Der Online-Boom und seine Auswirkungen für den stationären Einzelhandel in Südwestfalen
Der stationäre Einzelhandel bekommt das schmerzhaft zu spüren: Bei nahezu gesättigten Märkten im Handel führt der steigende E-Commerce zwangsläufig zu einer Umsatzverdrängung zu Lasten der Händler vor Ort. Das ifh Köln erwartet Umsatzeinbußen von bis zu 30 Prozent in Südwestfalen in den nächsten fünf Jahren. Dies hat für die Versorgungsqualität in der stark dezentralisierten Region erhebliche Auswirkungen. Auch die negativen Effekte für die allgemeine Standortattraktivität – etwa mit Blick auf Fachkräfte – sind bereits heute spürbar.
Cross-Channel als Chance für den stationären Einzelhandel
„Der mittelständische, inhabergeführte Einzelhandel hat in weiten Teilen noch kein probates Mittel gefunden, sich in diesem neuen Wettbewerbsumfeld zu orientieren. Oft fehlen Zeit und Wissen, neue Vertriebs- und Kommunikationskonzepte zu entwickeln, in die auch das Internet integriert ist“, erläutert IHK-Handelsexperte Thomas Frye. „Der Großteil der Kunden kauft längst Vertriebskanal übergreifend, fast 40 Prozent der stationären Einkäufe geht laut einer ECC-Studie mittlerweile eine Online-Information der Kunden voraus.“ Bei den jungen Smart-Phone-Nutzern (zwischen 16 und 25 Jahren) sind es sogar 54,7 Prozent, die sich vor ihrem Einkauf im Ladengeschäft in Online-Shops informieren.
Nur knapp 10 Prozent der Kunden lassen sich im stationären Geschäft beraten bevor sie die Ware dann im Internet kaufen.

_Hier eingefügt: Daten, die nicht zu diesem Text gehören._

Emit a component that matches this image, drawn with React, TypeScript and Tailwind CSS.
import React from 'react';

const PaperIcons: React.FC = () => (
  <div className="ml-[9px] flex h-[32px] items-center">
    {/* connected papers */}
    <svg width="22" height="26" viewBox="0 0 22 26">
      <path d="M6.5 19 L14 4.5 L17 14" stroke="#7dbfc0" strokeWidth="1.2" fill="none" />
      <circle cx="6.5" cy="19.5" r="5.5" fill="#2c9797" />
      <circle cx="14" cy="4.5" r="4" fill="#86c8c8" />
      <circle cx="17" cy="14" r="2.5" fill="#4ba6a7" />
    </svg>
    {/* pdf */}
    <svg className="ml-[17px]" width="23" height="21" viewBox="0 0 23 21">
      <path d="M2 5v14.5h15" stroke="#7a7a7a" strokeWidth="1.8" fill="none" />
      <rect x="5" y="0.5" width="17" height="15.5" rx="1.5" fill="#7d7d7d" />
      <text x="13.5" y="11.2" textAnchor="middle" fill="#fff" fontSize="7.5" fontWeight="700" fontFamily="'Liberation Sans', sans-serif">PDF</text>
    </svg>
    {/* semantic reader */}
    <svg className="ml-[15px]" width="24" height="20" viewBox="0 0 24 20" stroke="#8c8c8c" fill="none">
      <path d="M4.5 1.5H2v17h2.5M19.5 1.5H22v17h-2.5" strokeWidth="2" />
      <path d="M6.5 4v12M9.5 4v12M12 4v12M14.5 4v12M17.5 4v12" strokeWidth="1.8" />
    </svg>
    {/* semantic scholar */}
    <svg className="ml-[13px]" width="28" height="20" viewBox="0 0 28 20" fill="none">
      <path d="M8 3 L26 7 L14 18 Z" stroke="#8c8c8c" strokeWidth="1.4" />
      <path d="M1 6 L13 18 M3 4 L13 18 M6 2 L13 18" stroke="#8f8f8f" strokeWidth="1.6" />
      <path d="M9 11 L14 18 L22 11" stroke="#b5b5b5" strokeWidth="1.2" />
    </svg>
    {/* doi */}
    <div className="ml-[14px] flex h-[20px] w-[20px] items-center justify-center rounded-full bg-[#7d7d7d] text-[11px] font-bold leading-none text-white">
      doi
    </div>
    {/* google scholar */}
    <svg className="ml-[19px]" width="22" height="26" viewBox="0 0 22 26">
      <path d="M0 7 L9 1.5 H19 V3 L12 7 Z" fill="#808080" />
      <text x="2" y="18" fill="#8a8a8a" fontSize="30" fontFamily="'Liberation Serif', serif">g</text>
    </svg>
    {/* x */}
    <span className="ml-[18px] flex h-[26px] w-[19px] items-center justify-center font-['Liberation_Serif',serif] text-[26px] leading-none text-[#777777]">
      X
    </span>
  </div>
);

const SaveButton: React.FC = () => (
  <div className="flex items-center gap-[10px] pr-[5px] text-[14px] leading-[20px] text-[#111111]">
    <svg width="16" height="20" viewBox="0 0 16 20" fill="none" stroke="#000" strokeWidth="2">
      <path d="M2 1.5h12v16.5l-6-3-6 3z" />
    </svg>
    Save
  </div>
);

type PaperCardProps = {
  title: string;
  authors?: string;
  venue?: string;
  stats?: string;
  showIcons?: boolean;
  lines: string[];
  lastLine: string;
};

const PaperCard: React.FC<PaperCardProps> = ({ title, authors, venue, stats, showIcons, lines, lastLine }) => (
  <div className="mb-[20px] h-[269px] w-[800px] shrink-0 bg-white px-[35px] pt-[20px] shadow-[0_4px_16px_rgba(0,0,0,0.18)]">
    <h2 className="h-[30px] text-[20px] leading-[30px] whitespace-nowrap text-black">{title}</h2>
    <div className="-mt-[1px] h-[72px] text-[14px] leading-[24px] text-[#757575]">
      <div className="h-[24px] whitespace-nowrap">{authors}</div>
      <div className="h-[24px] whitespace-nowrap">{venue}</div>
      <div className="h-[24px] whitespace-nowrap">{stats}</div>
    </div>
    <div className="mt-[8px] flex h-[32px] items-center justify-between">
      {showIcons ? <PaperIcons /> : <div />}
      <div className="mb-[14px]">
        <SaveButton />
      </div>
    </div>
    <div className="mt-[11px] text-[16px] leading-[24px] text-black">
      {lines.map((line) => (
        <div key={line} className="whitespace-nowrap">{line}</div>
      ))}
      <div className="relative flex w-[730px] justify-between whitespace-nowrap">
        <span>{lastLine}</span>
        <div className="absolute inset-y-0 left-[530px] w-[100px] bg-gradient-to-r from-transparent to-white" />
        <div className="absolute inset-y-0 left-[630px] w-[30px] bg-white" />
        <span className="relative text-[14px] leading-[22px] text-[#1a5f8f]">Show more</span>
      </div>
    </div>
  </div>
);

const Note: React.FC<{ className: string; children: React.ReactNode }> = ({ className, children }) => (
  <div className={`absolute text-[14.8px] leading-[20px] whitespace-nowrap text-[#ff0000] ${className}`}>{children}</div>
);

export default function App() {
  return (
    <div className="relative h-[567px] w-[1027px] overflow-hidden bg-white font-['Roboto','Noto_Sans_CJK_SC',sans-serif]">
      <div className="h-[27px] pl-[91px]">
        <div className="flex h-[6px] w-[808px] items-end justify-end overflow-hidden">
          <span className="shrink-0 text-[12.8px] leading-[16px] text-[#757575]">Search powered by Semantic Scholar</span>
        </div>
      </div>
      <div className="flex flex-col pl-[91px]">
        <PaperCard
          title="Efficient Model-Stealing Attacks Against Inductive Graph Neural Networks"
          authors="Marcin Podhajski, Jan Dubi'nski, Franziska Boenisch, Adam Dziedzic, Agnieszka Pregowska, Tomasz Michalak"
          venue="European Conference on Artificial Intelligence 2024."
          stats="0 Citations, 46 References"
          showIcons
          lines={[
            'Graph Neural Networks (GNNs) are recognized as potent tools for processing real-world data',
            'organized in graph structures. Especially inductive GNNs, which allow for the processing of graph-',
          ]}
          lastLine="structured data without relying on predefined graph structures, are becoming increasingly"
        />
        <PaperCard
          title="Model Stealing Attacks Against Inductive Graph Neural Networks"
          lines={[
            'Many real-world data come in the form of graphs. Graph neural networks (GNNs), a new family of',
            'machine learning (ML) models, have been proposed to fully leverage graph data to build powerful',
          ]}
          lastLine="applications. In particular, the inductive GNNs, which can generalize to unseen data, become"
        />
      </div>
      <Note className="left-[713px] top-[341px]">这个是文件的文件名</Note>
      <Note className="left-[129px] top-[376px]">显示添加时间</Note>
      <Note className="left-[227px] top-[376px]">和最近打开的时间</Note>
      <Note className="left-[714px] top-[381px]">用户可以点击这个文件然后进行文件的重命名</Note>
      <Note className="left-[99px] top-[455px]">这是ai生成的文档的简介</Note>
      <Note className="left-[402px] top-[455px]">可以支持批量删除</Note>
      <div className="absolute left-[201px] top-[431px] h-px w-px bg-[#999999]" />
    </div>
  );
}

Die Mehrheit der Konsumenten kauft heute selektiv – mal online, mal in stationären Geschäften. Für die einzelnen Phasen des Einkaufes nutzen sie PC, Tablet, Smartphone oder das Ladenlokal in unvorhersehbarer Art und Weise, immer abhängig von der Situation, dem Kaufanlass oder dem Produkt. Diesem Cross-Channel-Informations- und Kaufprozess müssen die Einzelhändler mit einer auf ihr Geschäftsmodell abgestimmten Strategie begegnen, um die Kunden mit Hilfe des Internets in die Geschäfte zu locken.

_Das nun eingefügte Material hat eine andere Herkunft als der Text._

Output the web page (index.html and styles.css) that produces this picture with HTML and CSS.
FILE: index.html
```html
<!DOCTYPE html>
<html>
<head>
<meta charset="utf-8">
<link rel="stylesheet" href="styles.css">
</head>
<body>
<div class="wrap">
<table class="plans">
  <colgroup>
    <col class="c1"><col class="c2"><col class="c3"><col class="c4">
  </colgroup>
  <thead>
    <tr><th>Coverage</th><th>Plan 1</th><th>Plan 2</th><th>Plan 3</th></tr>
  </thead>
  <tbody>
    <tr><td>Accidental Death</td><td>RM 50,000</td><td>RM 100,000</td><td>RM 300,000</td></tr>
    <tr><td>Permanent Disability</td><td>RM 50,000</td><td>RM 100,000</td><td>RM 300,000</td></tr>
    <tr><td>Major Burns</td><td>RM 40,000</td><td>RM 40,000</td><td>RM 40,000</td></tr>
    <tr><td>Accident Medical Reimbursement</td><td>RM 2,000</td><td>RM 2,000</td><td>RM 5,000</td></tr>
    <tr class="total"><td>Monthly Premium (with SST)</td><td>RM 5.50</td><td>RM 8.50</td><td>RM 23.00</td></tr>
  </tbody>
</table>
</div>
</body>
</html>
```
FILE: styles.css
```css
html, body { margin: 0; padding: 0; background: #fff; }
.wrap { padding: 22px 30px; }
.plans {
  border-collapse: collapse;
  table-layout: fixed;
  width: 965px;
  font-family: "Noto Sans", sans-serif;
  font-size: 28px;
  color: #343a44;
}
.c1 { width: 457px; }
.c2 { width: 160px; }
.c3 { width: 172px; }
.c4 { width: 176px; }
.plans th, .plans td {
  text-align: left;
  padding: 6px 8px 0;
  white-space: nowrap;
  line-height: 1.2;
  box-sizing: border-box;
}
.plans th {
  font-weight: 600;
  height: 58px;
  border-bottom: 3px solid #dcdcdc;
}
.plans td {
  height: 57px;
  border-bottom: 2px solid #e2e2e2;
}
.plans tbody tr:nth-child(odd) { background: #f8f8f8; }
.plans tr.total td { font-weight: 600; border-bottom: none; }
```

Projektphasen Einzelhandelslabor Südwestfalen
Das Projekt „Zukunftslabor Einzelhandel Südwestfalen 2020“ ist offiziell am 1. April gestartet und läuft über drei Jahre. Zu Beginn des Projektes werden die beteiligten Universitäten und Hochschulen in einer Analysephase das Kundenverhalten im Ladenlokal und den Digitalisierungsgrad der Einzelhändler in Südwestfalen untersuchen. Die Analyse wird vorrangig in 9 Modellstädten (Arnsberg, Bad Sassendorf, Geseke, Hagen, Iserlohn, Lippstadt, Lüdenscheid, Menden und Möhnesee) der 27 teilnehmenden Kommunen stattfinden. Anschließend beginnt im Herbst die Sensibilisierungsphase. Dort werden in dezentralen Veranstaltungen die Ergebnisse der Analyse präsentiert und wenn möglich erste daraus resultierende Handlungsempfehlungen aufgezeigt. Zu Beginn 2017 werden dann Workshops stattfinden, bei denen gemeinsam mit den Einzelhändlern und Kommunen Lösungsansätze erarbeitet werden. In der darauf folgenden Qualifizierungsphase sind entsprechende Weiterbildungsangebote für Unternehmer und Mitarbeiter geplant. Abschließend folgt eine Wiederholungsphase in komprimierter Form.